We certainly don't have far to look to see just how quickly the VC influence is spreading. Privateer Holdings, arguably the largest and most influential marijuana-based privately held VC, raised $75 million last year and has a variety of holdings it believes can reshape and take advantage of growth in the marijuana industry. It owns Marley Natural (and yes, the brand does have a licensing deal in place to use Bob Marley's name and likeness to sell medical marijuana), Tilray, a pharmaceutical-grade distributor of cannabis in Canada, and Leafly, an enormous resource of cannabis knowledge.

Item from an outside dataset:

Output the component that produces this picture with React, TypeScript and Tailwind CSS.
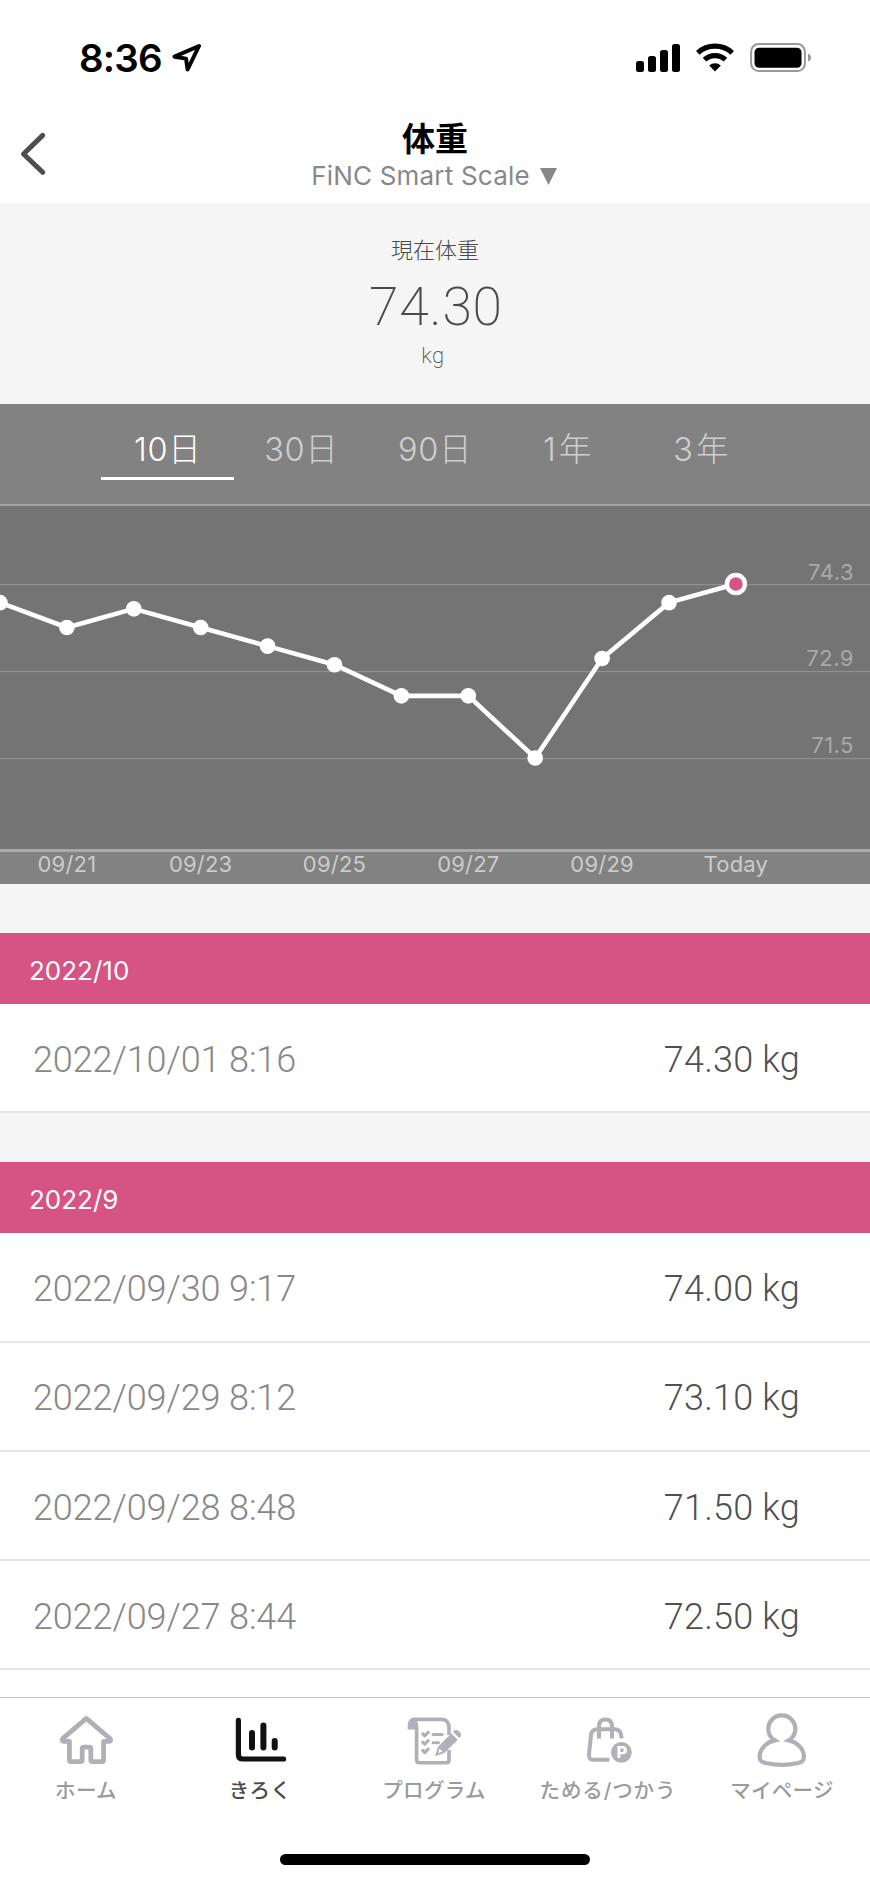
import React, { useState } from 'react';

interface WeightRecord {
  date: string;
  value: string;
}

interface MonthGroup {
  month: string;
  records: WeightRecord[];
}

const RANGES = ['10日', '30日', '90日', '1年', '3年'];

const WEIGHTS = [74.0, 73.6, 73.9, 73.6, 73.3, 73.0, 72.5, 72.5, 71.5, 73.1, 74.0, 74.3];
const X_LABELS = ['09/21', '09/23', '09/25', '09/27', '09/29', 'Today'];
const Y_LABELS = [74.3, 72.9, 71.5];

const GROUPS: MonthGroup[] = [
  { month: '2022/10', records: [{ date: '2022/10/01 8:16', value: '74.30 kg' }] },
  {
    month: '2022/9',
    records: [
      { date: '2022/09/30 9:17', value: '74.00 kg' },
      { date: '2022/09/29 8:12', value: '73.10 kg' },
      { date: '2022/09/28 8:48', value: '71.50 kg' },
      { date: '2022/09/27 8:44', value: '72.50 kg' },
    ],
  },
];

const StatusBar: React.FC = () => (
  <div className="flex h-[116px] items-start justify-between pl-[79px] pr-[59px] pt-[38px]">
    <div className="flex items-center">
      <span className="w-[93px] text-[38.5px] font-semibold leading-[40px] tracking-[-0.8px] text-black">8:36</span>
      <svg width="30" height="30" viewBox="0 0 30 30" fill="none" stroke="#000" strokeWidth="4" strokeLinejoin="round">
        <path d="M27 3 2.5 13.7 14 15.6 15.6 26.5Z" />
      </svg>
    </div>
    <svg className="mt-[5px]" width="176" height="30" viewBox="0 0 176 30">
      <rect x="1" y="18" width="8" height="11" rx="2.5" />
      <rect x="13" y="13" width="8" height="16" rx="2.5" />
      <rect x="25" y="7" width="8" height="22" rx="2.5" />
      <rect x="37" y="1" width="8" height="28" rx="2.5" />
      <g fill="none" stroke="#000">
        <path d="M62.8 9.8a25.5 25.5 0 0 1 34.4 0" strokeWidth="5.2" />
        <path d="M69.5 16.7a15.5 15.5 0 0 1 21 0" strokeWidth="5.2" />
      </g>
      <path d="M74.2 22.6a8.6 8.6 0 0 1 11.6 0L80 28.6Z" />
      <rect x="116.1" y="1.1" width="53.8" height="27" rx="7.5" fill="none" stroke="#999" strokeWidth="2" />
      <rect x="119.5" y="4.8" width="47" height="20" rx="4.5" />
      <path d="M173 10.5q3 1 3 4t-3 4Z" fill="#999" />
    </svg>
  </div>
);

const Header: React.FC = () => (
  <header className="grid h-[87px] grid-cols-[60px_1fr_60px]">
    <button className="flex items-start pl-[18px] pt-[14px]" aria-label="戻る">
      <svg width="30" height="48" viewBox="0 0 30 48" fill="none" stroke="#4d4d4d" strokeWidth="5" strokeLinecap="round" strokeLinejoin="round">
        <path d="M24.7 5.4 5.5 24 24.7 42.3" />
      </svg>
    </button>
    <div className="flex flex-col items-center">
      <h1 className="mt-[4px] text-[33px] font-bold leading-[38px] text-black">体重</h1>
      <div className="flex items-center gap-[10px] pr-[2px] leading-[36px] text-[#888888]">
        <span className="text-[26px] tracking-[0.2px]">FiNC Smart Scale</span>
        <svg width="17" height="17" viewBox="0 0 17 17" fill="currentColor">
          <path d="M0 0H17L8.5 17Z" />
        </svg>
      </div>
    </div>
  </header>
);

const CurrentWeight: React.FC = () => (
  <section className="flex h-[201px] flex-col items-center bg-[#f5f5f5] pt-[31px] text-[#4a4a4a]">
    <p className="text-[22px] font-light leading-[32px]">現在体重</p>
    <p className="mt-[11px] pl-[2px] font-['Roboto',sans-serif] text-[53.5px] font-extralight leading-[60px] tracking-[0.8px]">
      74.30
    </p>
    <p className="mt-[5px] pr-1 font-['Roboto',sans-serif] text-[22px] font-extralight leading-[28px] tracking-[0.4px]">kg</p>
  </section>
);

const WeightChart: React.FC = () => {
  const toY = (kg: number) => 78.5 + (74.3 - kg) * 62.14;
  const points = WEIGHTS.map((kg, i) => ({ x: i * 66.9, y: toY(kg) - 0.5 }));
  const last = points[points.length - 1];

  return (
    <div className="border-t-2 border-[#a2a2a2] bg-[#747474]">
      <svg className="block" width="870" height="343" viewBox="0 0 870 343">
        {Y_LABELS.map((kg) => (
          <g key={kg}>
            <rect x="0" y={toY(kg) - 0.5} width="870" height="1.2" fill="#919191" />
            <text x="854" y={toY(kg) - 5} textAnchor="end" fontSize="22" letterSpacing="0.5" fill="#a9a9a9">
              {kg}
            </text>
          </g>
        ))}
        <polyline points={points.map((p) => `${p.x},${p.y}`).join(' ')} fill="none" stroke="#fff" strokeWidth="4.6" />
        {points.map((p) => (
          <circle key={p.x} cx={p.x} cy={p.y} r="7.8" fill="#fff" />
        ))}
        <circle cx={last.x} cy={last.y} r="11.2" fill="#fff" />
        <circle cx={last.x} cy={last.y} r="6.8" fill="#d65483" />
      </svg>
      <div className="flex h-[35px] border-t-[3px] border-[#ababab] bg-[#828282] text-[#cccccc]">
        {X_LABELS.map((label) => (
          <span key={label} className="w-[133.8px] text-center text-[22px] leading-[24px] tracking-[0.2px]">
            {label}
          </span>
        ))}
      </div>
    </div>
  );
};

const HomeIcon = () => (
  <path
    d="M31.3 8.4 7.6 28.6C6.5 29.7 7.2 31.3 8.6 31.3H14.4V50Q14.4 51.6 16 51.6H25.6Q27.2 51.6 27.2 50V38.6Q27.2 37.2 28.6 37.2H34.4Q35.8 37.2 35.8 38.6V50Q35.8 51.6 37.4 51.6H47Q48.6 51.6 48.6 50V31.3H54C55.6 31.3 56.2 29.7 55 28.6Z"
    fill="none"
    stroke="currentColor"
    strokeWidth="4.8"
    strokeLinejoin="round"
  />
);

const ChartIcon = () => (
  <g fill="none" stroke="currentColor" strokeLinecap="round">
    <path d="M9.4 10.4V44.5Q9.4 49 13.9 49H54.6" strokeWidth="5.2" />
    <path d="M23 23V37.6M34.4 15.4V37.6M45.7 31V37.6" strokeWidth="6" />
  </g>
);

const ProgramIcon = () => (
  <g>
    <path d="M10 9.4H39Q46 9.8 46 18V25M46 40V50Q46 52.8 43.2 52.8H16.4Q13.6 52.8 13.6 50V18" fill="none" stroke="currentColor" strokeWidth="3.6" />
    <path d="M4.7 19.4V15Q5.2 8.4 11 7.6Q14.8 10.5 15.3 16V19.4Z" fill="currentColor" />
    <g fill="none" stroke="currentColor" strokeWidth="3.2" strokeLinecap="round" strokeLinejoin="round">
      <path d="M19.8 23.8 21.8 25.8 25.2 22.4M19.8 32.1 21.8 34.1 25.2 30.7M19.8 40.5 21.8 42.5 25.2 39.1" />
      <path d="M30 24.4H39.2M30 32.7H35.5" strokeWidth="3" />
    </g>
    <path d="M32 46.2 35 36.8 48.3 23.6 54.8 29.8 41.3 43Z" fill="currentColor" />
    <path d="M49.8 21.7Q53 18.4 56.2 21.4Q59.8 24.6 56.4 28Z" fill="currentColor" />
    <path d="M36.4 38.6 39.4 41.5 35.2 43.2Z" fill="#fff" />
  </g>
);

const ShopIcon = () => (
  <g>
    <g fill="none" stroke="currentColor" strokeWidth="4">
      <path d="M32.4 49.8H16.2Q11.6 49.6 12 44.6L14 25Q14.6 19.2 20.4 19.2H37.8Q43 19.2 44 24.4L44.6 28.4" />
      <path d="M22 28.4V16.6Q22 9.6 28.5 9.6T35 16.6V28.4" />
    </g>
    <circle cx="44.4" cy="42.3" r="10.4" fill="currentColor" />
    <text x="44.9" y="48.2" textAnchor="middle" fontSize="16.5" fontWeight="800" fill="#fff">
      P
    </text>
  </g>
);

const PersonIcon = () => (
  <path
    d="M23.8 30.4A13.5 13.5 0 1 1 37.8 30.4C45.5 32 53 38.5 53 47C53 51.2 50.6 52 47 53Q30.8 56.6 14.6 53C11 52 8.6 51.2 8.6 47C8.6 38.5 16.1 32 23.8 30.4Z"
    fill="none"
    stroke="currentColor"
    strokeWidth="4.2"
  />
);

const TABS = [
  { label: 'ホーム', icon: <HomeIcon /> },
  { label: 'きろく', icon: <ChartIcon /> },
  { label: 'プログラム', icon: <ProgramIcon /> },
  { label: 'ためる/つかう', icon: <ShopIcon /> },
  { label: 'マイページ', icon: <PersonIcon /> },
];

const TabBar: React.FC = () => (
  <nav className="flex h-[186px] flex-col items-center border-t border-[#bdbdbd] bg-white">
    <div className="grid w-full grid-cols-5">
      {TABS.map((tab) => (
        <button
          key={tab.label}
          className={`flex flex-col items-center pt-[12px] ${tab.label === 'きろく' ? 'text-[#111111]' : 'text-[#b0b0b8]'}`}
        >
          <svg width="64" height="60" viewBox="0 0 64 60">
            {tab.icon}
          </svg>
          <span
            className={`mt-[6px] whitespace-nowrap pr-[2px] text-[20.5px] font-medium leading-[30px] ${
              tab.label.includes('/') ? 'tracking-[0.9px]' : 'tracking-[0.3px]'
            } ${tab.label === 'きろく' ? 'text-[#4a4a4a]' : 'text-[#9b9b9b]'}`}
          >
            {tab.label}
          </span>
        </button>
      ))}
    </div>
    <div className="mt-[48px] h-[11px] w-[310px] rounded-full bg-black"></div>
  </nav>
);

const App: React.FC = () => {
  const [range, setRange] = useState('10日');

  return (
    <div className="flex h-[1883px] w-[870px] flex-col overflow-hidden bg-white font-['Inter','Noto_Sans_CJK_JP',sans-serif]">
      <StatusBar />
      <Header />
      <CurrentWeight />

      <section className="bg-[#828282]">
        <div className="flex h-[100px] justify-center">
          {RANGES.map((item) => (
            <button
              key={item}
              onClick={() => setRange(item)}
              className={`h-[76px] w-[133.7px] border-b-[3px] pt-[18px] text-[32.5px] font-light leading-[55px] ${
                item.endsWith('年') ? 'tracking-[3px]' : 'tracking-[0.7px]'
              } ${range === item ? 'border-white text-white' : 'border-transparent text-[#cfcfcf]'}`}
            >
              {item}
            </button>
          ))}
        </div>
        <WeightChart />
      </section>

      <main className="min-h-0 flex-1 overflow-hidden bg-[#f5f5f5]">
        {GROUPS.map((group) => (
          <div key={group.month} className="pt-[49px]">
            <h2 className="h-[71px] bg-[#d65483] pl-[29px] pt-[2px] text-[26px] leading-[71px] text-white">
              {group.month}
            </h2>
            {group.records.map((record) => (
              <div
                key={record.date}
                className="flex h-[109.3px] items-center justify-between border-b-2 border-[#e5e5e5] bg-white pl-[33px] pr-[70px] pt-[4px] font-['Roboto',sans-serif] text-[36px] font-light"
              >
                <span className="tracking-[-0.1px] text-[#888888]">{record.date}</span>
                <span className="tracking-[0.2px] text-[#505050]">{record.value}</span>
              </div>
            ))}
          </div>
        ))}
        <div className="h-[40px] bg-white"></div>
      </main>

      <TabBar />
    </div>
  );
};

export default App;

But what makes Privateer so unique is that it's garnered an investment from Peter Thiel's Founders Fund. Thiel, if the name rings a bell, is one of PayPal's co-founders and its former CEO. He may also be, next to Calvin Broadus (aka, Snoop Dogg), the most influential investor in the marijuana industry to date.
The other component that makes the VC-funding route so exciting is that they're bringing more to the table than just capital. VCs have innovative ideas that could take legal marijuana beyond the bounds of just growers, processors, and retailers.
For example, Eaze, a California-based medical marijuana delivery service, has developed an app that allows medical users to order marijuana with the click of a button. The company, which has received a healthy $12.5 million in funding and now services nearly 100 cities in California, suggests on its website that deliveries occur about 15 minutes after an order is placed. Convenience is key in any retail environment, and Eaze is hoping to capitalize on this trend.
Transcend Lighting, which may I add is targeting more than just the marijuana industry, is another start-up that offers a new type of LED light that can reduce energy consumption by up to 70%, essentially paying for itself in a matter of a year due to cost savings. Lighting and energy costs are a major drain on marijuana growers, so Transcend and its VC investors are hoping its new LED option will catch on with growers.
Still a risky proposition
Comparatively speaking, VCs appear to offer more variety to prospective investors wanting to get in on the marijuana boom relative to the small handful of publicly traded marijuana stocks (most of which are losing money). Still, going either route offers major risks.
As stated above, government inaction makes the long-term survival of the industry somewhat cloudy. As long as tax disadvantages exist at the federal level, growth in the marijuana industry will likely be constrained.
Additionally, investors have to understand that businesses (including VCs) fail all the time. According to Harvard Business School senior lecturer Shikhar Ghosh in 2012, about three-quarters of all venture capital firms fail to return investors' capital. This means investors in VC firms need to accept the possibility that they may lose all of the money they invest into marijuana-based ventures.
Personally, I'd suggest keeping to the sidelines until we see changes enacted on Capitol Hill. If marijuana is rescheduled, then it's quite possible marijuana becomes a viable investment opportunity -- but not before.